An otherwise “orderly retreat” from boom conditions in the apartment sector is being threatened by interest rate hikes and possible changes to tax policy settings, with construction activity experiencing a sharp decline in October.
A faster decline in house and apartment building and commercial construction reinforced overall falls in the sector – with apartment building falling at the sharpest rate in six years, according to the Performance of Construction index.
The monthly index, run by the Australian Industry Group and the Housing Industry Association, indicates that construction activity is “generally expanding” with a reading above 50, while a mark below 50 represents a decline.
Construction activity is a good temperature check on the wider health of the property market.
The overall construction index contracted 2.9 points to 46.4 in October, the sharpest decline since October 2016 and signalling a second consecutive month of decline after 19 months of growth.
Engineering construction, bolstered by a solid pipeline of public sector investment, was the construction industry’s strongest sector. House building contracted 1.6 points to 44.8, while apartment building fell at the sharpest rate since 2012 – falling 14.6 points to 26.6 points in October.
The perceived threat of tax policy changes along with negative sentiment, APRA’s interventions and the fallout from the royal commission were blamed for the slowing house and apartment market.
“The economic environment that supported the expansion of residential building over the last few years has passed,” HIA acting principal economist Geordan Murray said.
“The housing market has cooled and activity in the residential building sector is set to contract over the year ahead.”
Ai Group head of policy Peter Burn said that the wind down of boom conditions reinforced further declines in the apartment and home building sectors.

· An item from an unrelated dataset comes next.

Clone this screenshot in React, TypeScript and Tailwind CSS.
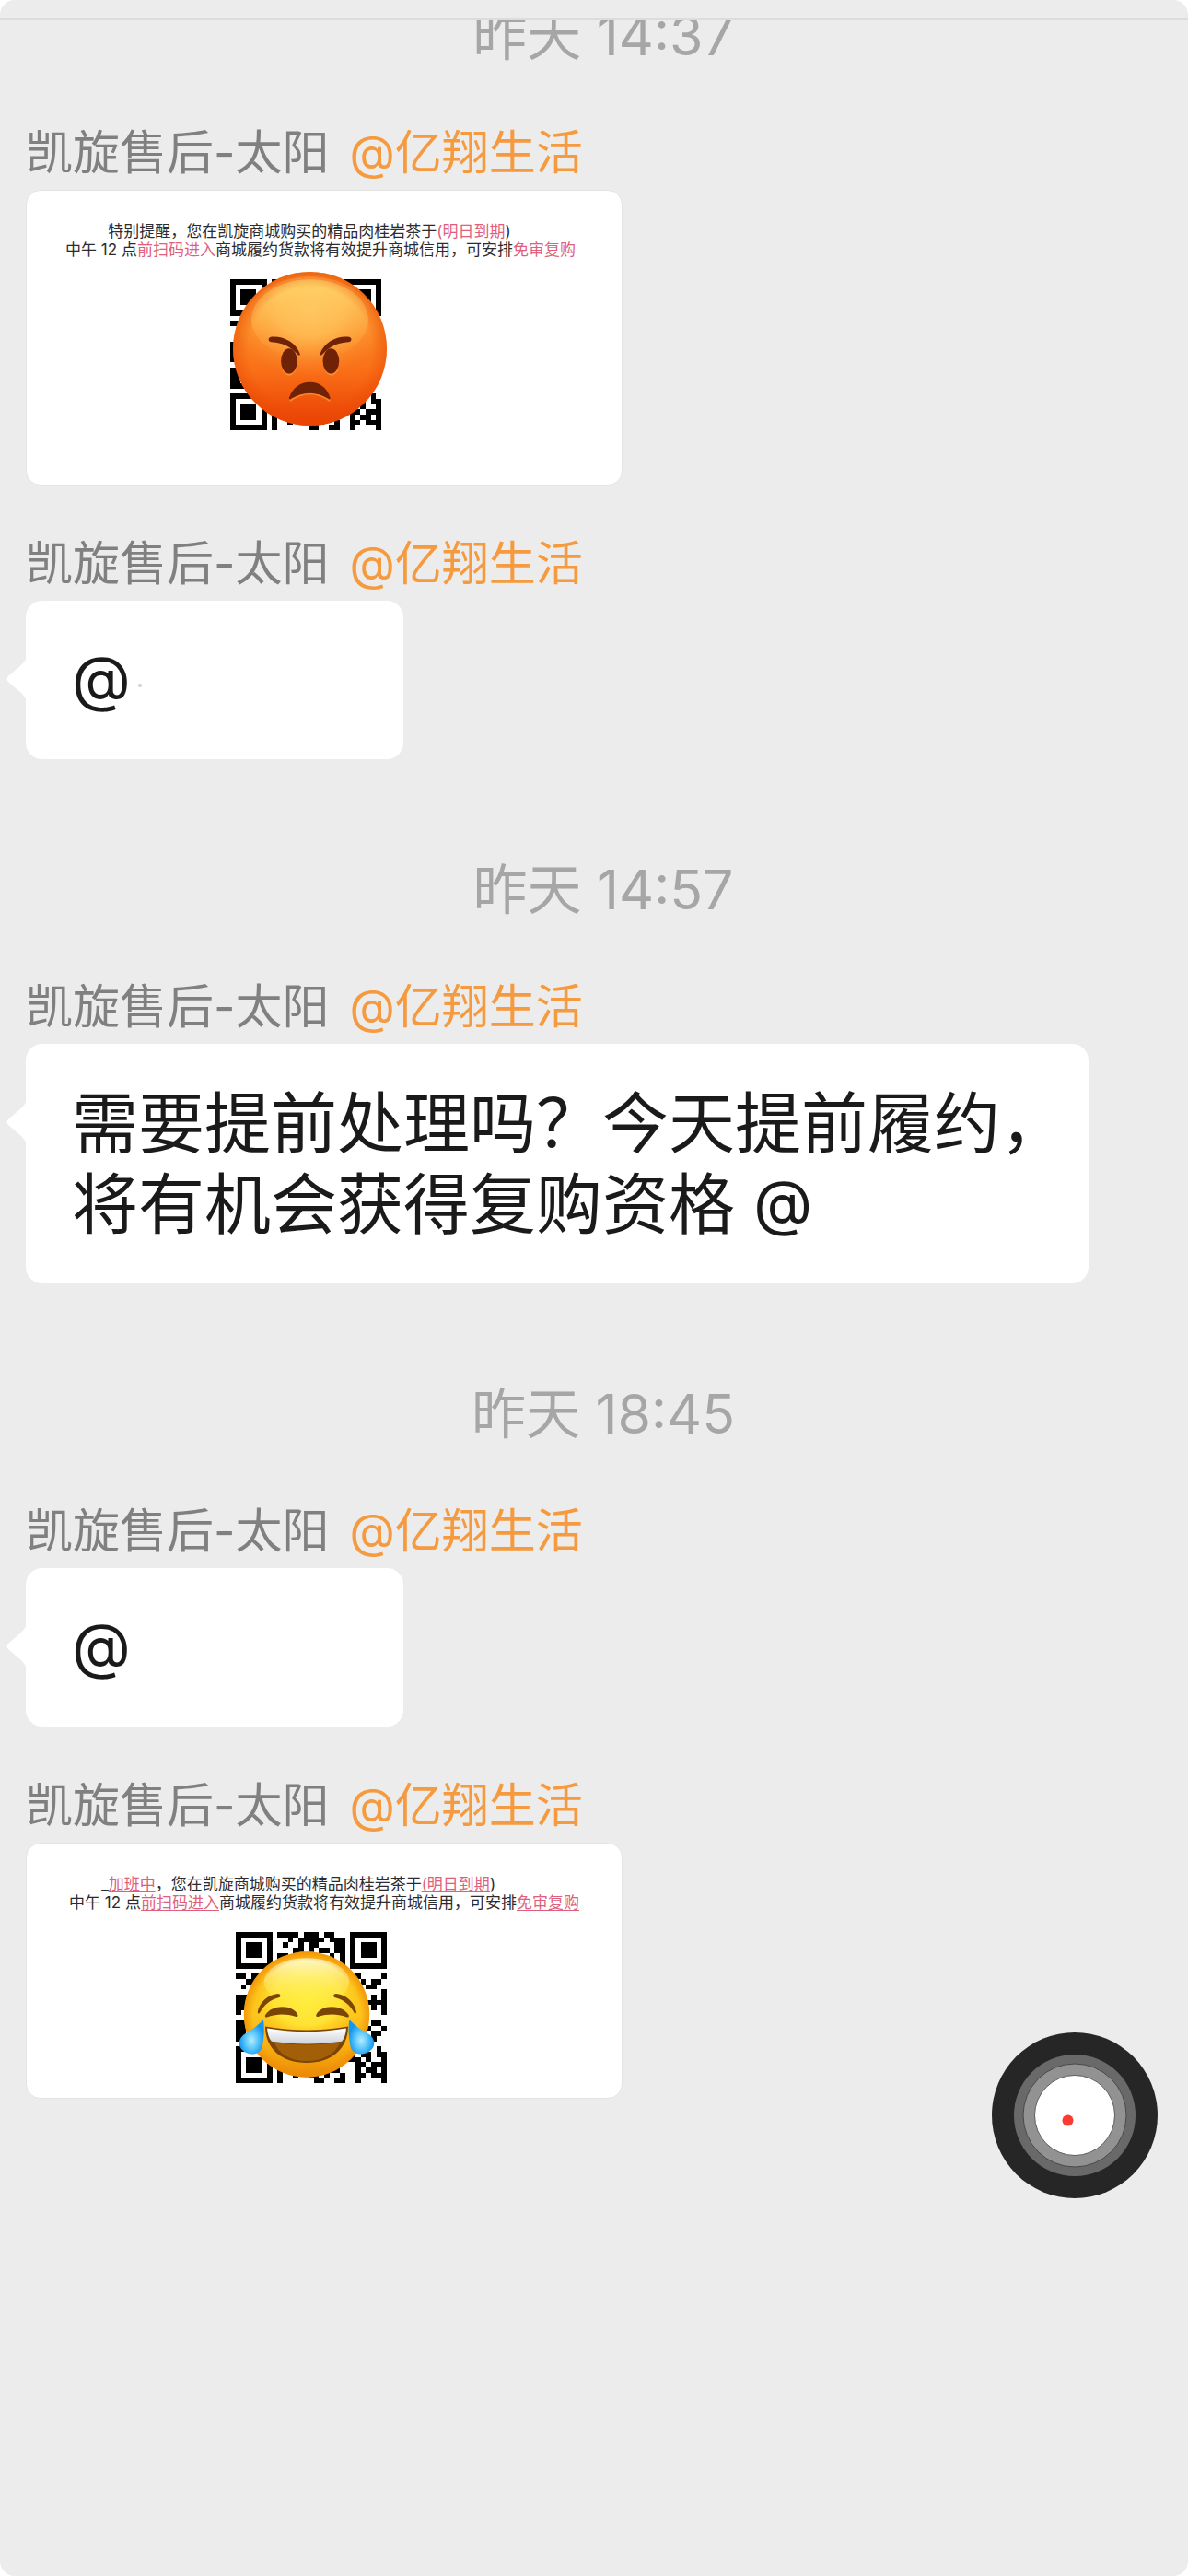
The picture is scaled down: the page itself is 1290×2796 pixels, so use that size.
import * as React from "react";
import { clsx } from "clsx";

// Version 3 code, the three 7x7 finder squares are drawn on top of these rows
const qrRows = [
  "........####.###.##..........",
  "..........#.#####.###........",
  ".........#..#.##...##........",
  "...........##.#.##.##........",
  "........##.#..##..#.#........",
  "........#.##.#..###.#........",
  "........#.#.#.#.#.#.#........",
  "........##..#..##............",
  "##.##.#..##.#.##.#..##.#....#",
  "..##.#.##..#.##.##.#..#.#.##.",
  ".#..#.##.#.#..#.##.##.#..##..",
  "...#.#..##.##.#..#.##..#....#",
  "###.##.#..#.##.#.##..#.##.#.#",
  "##.#..##.##..#.##.#.##.#.####",
  "##..#.#.#..##.#..#.##.#.#.#.#",
  "#.##.##..#.##.#.##..#.#.#...#",
  "..#.#..##.#..##.#.##..##.....",
  "###.##.#.##.#..#.##.#.#.#.##.",
  "####.#.##..#.##.#..##.#.##..#",
  "##.#..##.#.##..#.##.##..#.##.",
  "####.##..##.#.##..#.#.##..#..",
  "........#.##..#.##.##.#.#....",
  "........##.#.#..#.##..#.#..#.",
  ".........#..##.#.##.#.#.##.##",
  "........#.##.#.##..#####.#..#",
  "........#..#.#..##.#...##.###",
  "........#.#..##.#.##...#.##.#",
  "........#..#..##.#..#..##.###",
  "........#......##..##..#....#",
];

const tailClasses =
  "absolute top-[61px] -left-[21px] h-12 w-[22px] text-white";

function QrCode() {
  return (
    <svg
      viewBox="0 0 29 29"
      className="size-[164px]"
      shapeRendering="crispEdges"
      aria-hidden="true"
    >
      {qrRows.map((row, y) =>
        row
          .split("")
          .map((cell, x) =>
            cell === "#" ? (
              <rect key={`${x}-${y}`} x={x} y={y} width="1" height="1" />
            ) : null
          )
      )}
      {[
        [0, 0],
        [22, 0],
        [0, 22],
      ].map(([x, y]) => (
        <g key={`${x}-${y}`}>
          <rect x={x} y={y} width="7" height="7" />
          <rect x={x + 1} y={y + 1} width="5" height="5" fill="#fff" />
          <rect x={x + 2} y={y + 2} width="3" height="3" />
        </g>
      ))}
    </svg>
  );
}

function AngryFace({ className }: { className?: string }) {
  return (
    <svg viewBox="0 0 100 100" className={className} role="img">
      <defs>
        <linearGradient id="angry-base" x1="0" y1="0" x2="0" y2="1">
          <stop offset="0" stopColor="#f5801f" />
          <stop offset="0.35" stopColor="#fb8a24" />
          <stop offset="0.65" stopColor="#f96e17" />
          <stop offset="1" stopColor="#e93e02" />
        </linearGradient>
        <radialGradient id="angry-light" cx="0.5" cy="0.3" r="0.6">
          <stop offset="0" stopColor="#ffc663" />
          <stop offset="0.4" stopColor="#ffb44c" />
          <stop offset="1" stopColor="#fc8a2b" stopOpacity="0" />
        </radialGradient>
        <linearGradient id="angry-cap" x1="0" y1="0" x2="0" y2="1">
          <stop offset="0" stopColor="#ffd469" />
          <stop offset="1" stopColor="#ffb04a" stopOpacity="0" />
        </linearGradient>
        <radialGradient id="angry-edge" cx="0.5" cy="0.5" r="0.5">
          <stop offset="0.8" stopColor="#e94a05" stopOpacity="0" />
          <stop offset="1" stopColor="#e94a05" stopOpacity="0.5" />
        </radialGradient>
      </defs>
      <circle cx="50" cy="50" r="50" fill="url(#angry-base)" />
      <ellipse cx="50" cy="39" rx="45" ry="36" fill="url(#angry-light)" />
      <ellipse cx="50" cy="31" rx="38" ry="26" fill="url(#angry-cap)" />
      <circle cx="50" cy="50" r="50" fill="url(#angry-edge)" />
      <g fill="none" stroke="#ff9a3c" strokeWidth="1" opacity="0.7">
        <path d="M37 84Q50 74.500 63 84" />
        <path d="M32 63Q36.500 71 41 63M59.500 63Q64 71 68.500 63" />
      </g>
      <g fill="#6f2206">
        <ellipse cx="36.500" cy="58" rx="5.300" ry="8.200" />
        <ellipse cx="63.700" cy="58" rx="5.300" ry="8.200" />
        <path d="M24.600 42.300C33 41.500 41 46 43.600 53.400C43.700 54.200 43 54.600 42.300 53.900C37.500 48.700 32 46 25 45.700C22.500 45.300 22.700 42.700 24.600 42.300Z" />
        <path d="M75.500 42.300C67 41.500 59.200 46 56.600 53.400C56.500 54.200 57.200 54.600 57.900 53.900C62.700 48.700 68 46 75.100 45.700C77.600 45.300 77.400 42.700 75.500 42.300Z" />
        <path d="M36.500 81.800C39 75 44 71.700 50 71.700C56 71.700 61 75 63.200 81.800C63.400 82.800 62.600 83.100 62 82.500C54 77.600 46 77.600 37.700 82.500C37 83.100 36.200 82.800 36.500 81.800Z" />
      </g>
    </svg>
  );
}

function JoyFace({ className }: { className?: string }) {
  return (
    <svg viewBox="-5 0 110 100" className={className} role="img">
      <defs>
        <linearGradient id="joy-base" x1="0" y1="0" x2="0" y2="1">
          <stop offset="0" stopColor="#fbb80e" />
          <stop offset="0.5" stopColor="#fdc61c" />
          <stop offset="0.75" stopColor="#fbae10" />
          <stop offset="1" stopColor="#e98c07" />
        </linearGradient>
        <radialGradient id="joy-light" cx="0.5" cy="0.5" r="0.5">
          <stop offset="0" stopColor="#ffee3d" />
          <stop offset="0.6" stopColor="#ffe233" />
          <stop offset="1" stopColor="#fdc61c" stopOpacity="0" />
        </radialGradient>
        <linearGradient id="joy-cap" x1="0" y1="0" x2="0" y2="1">
          <stop offset="0" stopColor="#fffbd0" />
          <stop offset="1" stopColor="#ffee4a" stopOpacity="0" />
        </linearGradient>
        <radialGradient id="joy-edge" cx="0.5" cy="0.5" r="0.5">
          <stop offset="0.85" stopColor="#ef8a08" stopOpacity="0" />
          <stop offset="1" stopColor="#ef8a08" stopOpacity="0.75" />
        </radialGradient>
        <linearGradient id="joy-teeth" x1="0" y1="0" x2="0" y2="1">
          <stop offset="0" stopColor="#ffffff" />
          <stop offset="1" stopColor="#cfd2da" />
        </linearGradient>
        <radialGradient id="joy-tear" cx="0.5" cy="0.6" r="0.5">
          <stop offset="0" stopColor="#b5ecff" />
          <stop offset="0.5" stopColor="#5cc8fb" />
          <stop offset="1" stopColor="#1596ec" />
        </radialGradient>
      </defs>
      <circle cx="50" cy="50" r="50" fill="url(#joy-base)" />
      <ellipse cx="50" cy="37" rx="45" ry="36" fill="url(#joy-light)" />
      <ellipse cx="50" cy="24" rx="34" ry="19" fill="url(#joy-cap)" />
      <circle cx="50" cy="50" r="50" fill="url(#joy-edge)" />
      <g fill="#7a4505">
        <path d="M11 48C12 41 19 34 27 33.500C29.500 33.600 29.700 36 27.700 36.700C21 38.500 16.500 42 12.700 48.600C12 49.800 10.800 49.300 11 48Z" />
        <path d="M89.500 48C88.500 41 81.500 34 73.500 33.500C71 33.600 70.800 36 72.800 36.700C79.500 38.500 84 42 87.800 48.600C88.500 49.800 89.700 49.300 89.500 48Z" />
        <path d="M17 50.500C20 46 25 44 30.500 44C36.500 44 41.500 46.500 43 50.500C43 52 42 52 41 51.700C34 49.400 26 49.400 19 52C17.500 52.500 16.500 52 17 50.500Z" />
        <path d="M57.500 50.500C59 46.500 64 44 70 44C75.500 44 80.500 46 83.500 50.500C84 52 83 52.500 81.500 52C74.500 49.400 66.500 49.400 59.500 51.700C58.500 52 57.500 52 57.500 50.500Z" />
        <path d="M17 59.500C39 63.500 61 63.500 83 59.500C83 77 70 88.500 50 88.500C30 88.500 17 77 17 59.500Z" />
      </g>
      <path
        d="M24 72C40 75 60 75 77 72C72 82 63 87 50 87C37 87 28 82 24 72Z"
        fill="#a35f07"
      />
      <path
        d="M18.500 61C39 64.600 61 64.600 81.500 61C81.300 65 80 69 78 71.500C60 74 40 74 22 71.500C20 69 18.700 65 18.500 61Z"
        fill="url(#joy-teeth)"
      />
      <path
        d="M15.500 54C16.500 60 16.200 68 14.500 76C13 81 7.500 83 2 80.500C-5 77 -5.500 70.500 0 66C6 62.500 10.500 59.500 15.500 54Z"
        fill="url(#joy-tear)"
      />
      <path
        d="M84 54C83 60 83.300 68 85 76C86.500 81 92.500 83 98 80.500C105 77 105.500 70.500 100 66C94 62.500 89 59.500 84 54Z"
        fill="url(#joy-tear)"
      />
    </svg>
  );
}

function TimeLabel({ children, className }: React.ComponentProps<"p">) {
  return (
    <p
      className={clsx(
        "pl-5 text-center text-[59px] leading-[64px] text-[#a6a6a6]",
        className
      )}
    >
      {children}
    </p>
  );
}

interface MessageProps {
  className?: string;
  children: React.ReactNode;
}

function Message({ className, children }: MessageProps) {
  return (
    <article
      className={clsx("flex flex-col items-start gap-1.5 px-7", className)}
    >
      <h2 className="flex gap-[22px] text-[51px] leading-[68px] text-[#808080]">
        <span>凯旋售后-太阳</span>
        <span className="text-[#f59a3e]">@亿翔生活</span>
      </h2>
      {children}
    </article>
  );
}

interface BubbleProps {
  className?: string;
  children: React.ReactNode;
}

function Bubble({ className, children }: BubbleProps) {
  return (
    <div
      className={clsx(
        "relative rounded-[18px] bg-white py-[42px] pl-[50px] text-[72px] leading-[88px] text-[#1a1a1a]",
        className
      )}
    >
      <svg viewBox="0 0 22 48" className={tailClasses} aria-hidden="true">
        <path
          d="M22 0C21 3 19 6 16 9L3 20Q-2 24 3 28L16 39C19 42 21 45 22 48Z"
          fill="currentColor"
        />
      </svg>
      {children}
    </div>
  );
}

function AtSign() {
  return <span className="align-[4px] text-[66px] leading-none">@</span>;
}

function Mark({ children, underline }: { children: string; underline?: boolean }) {
  return (
    <span
      className={clsx(
        "text-[#e0607c]",
        underline && "underline decoration-1 underline-offset-2"
      )}
    >
      {children}
    </span>
  );
}

function PictureCard({ className, children }: BubbleProps) {
  return (
    <div
      className={clsx(
        "flex w-[648px] max-w-full flex-col items-center rounded-2xl border border-[#e4e4e4] bg-white pt-[34px] text-[17px] leading-5 whitespace-nowrap text-[#2b2b30]",
        className
      )}
    >
      {children}
    </div>
  );
}

export default function App() {
  return (
    <div className="bg-white">
      <main className="relative flex min-h-screen flex-col overflow-hidden rounded-2xl bg-[#ececec] font-['Inter','Noto_Sans_CJK_SC',sans-serif]">
        <header className="h-[22px] border-b-2 border-[#dcdcdc]" />
        <section className="flex flex-col overflow-hidden">
          <TimeLabel className="-mt-[15px]">昨天 14:37</TimeLabel>

          <Message className="mt-[61px]">
            <PictureCard className="pb-[59px]">
              <p className="pr-8">
                特别提醒，您在凯旋商城购买的精品肉桂岩茶于
                <Mark>(明日到期</Mark>)
              </p>
              <p className="pr-2">
                中午 12 点<Mark>前扫码进入</Mark>
                商城履约货款将有效提升商城信用，可安排
                <Mark>免审复购</Mark>
              </p>
              <div className="relative mt-[22px] mr-10">
                <QrCode />
                <AngryFace className="absolute -top-2 left-[3px] size-[167px]" />
              </div>
            </PictureCard>
          </Message>

          <Message className="mt-[51px]">
            <Bubble className="w-[410px]">
              <AtSign />
              <span className="ml-2 inline-block size-1 rounded-full bg-[#d0d0d0] align-middle" />
            </Bubble>
          </Message>

          <TimeLabel className="mt-[110px]">昨天 14:57</TimeLabel>

          <Message className="mt-[61px]">
            <Bubble className="pr-6">
              需要提前处理吗？今天提前履约，
              <br />
              将有机会获得复购资格 <AtSign />
            </Bubble>
          </Message>

          <TimeLabel className="mt-[110px]">昨天 18:45</TimeLabel>

          <Message className="mt-[61px]">
            <Bubble className="w-[410px]">
              <AtSign />
            </Bubble>
          </Message>

          <Message className="mt-[52px]">
            <PictureCard className="pb-4">
              <p className="pr-14">
                _<Mark underline>加班中</Mark>
                ，您在凯旋商城购买的精品肉桂岩茶于
                <Mark underline>(明日到期</Mark>)
              </p>
              <p>
                中午 12 点<Mark underline>前扫码进入</Mark>
                商城履约货款将有效提升商城信用，可安排
                <Mark underline>免审复购</Mark>
              </p>
              <div className="relative mt-[22px] mr-7">
                <QrCode />
                <JoyFace className="absolute top-[21px] left-[2px] h-[137px] w-[150px]" />
              </div>
            </PictureCard>
          </Message>
        </section>

        <button
          type="button"
          aria-label="AssistiveTouch"
          className="absolute right-[33px] bottom-[410px] size-[180px] rounded-full"
        >
          <svg viewBox="0 0 180 180" className="size-full" aria-hidden="true">
            <circle cx="90" cy="90" r="90" fill="#262626" />
            <circle cx="90" cy="90" r="66" fill="#696969" />
            <circle cx="90" cy="90" r="56" fill="#929292" stroke="#484848" />
            <circle cx="90" cy="90" r="43.500" fill="#fff" stroke="#5c5c5c" />
            <circle cx="82.500" cy="95.500" r="6" fill="#fb3a30" />
          </svg>
        </button>
      </main>
    </div>
  );
}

“To date there has been an orderly retreat from boom conditions in the apartment sector but the outlook is now very sensitive to any further increases in borrowing costs and possible changes in tax policy settings,” Burn said.
“Looking ahead, conditions look more fragile than they have for some time with new orders declining further into negative territory driven by weakness in the apartment and commercial construction sectors with flat-to-steady pipelines of new work for the rest of the industry.”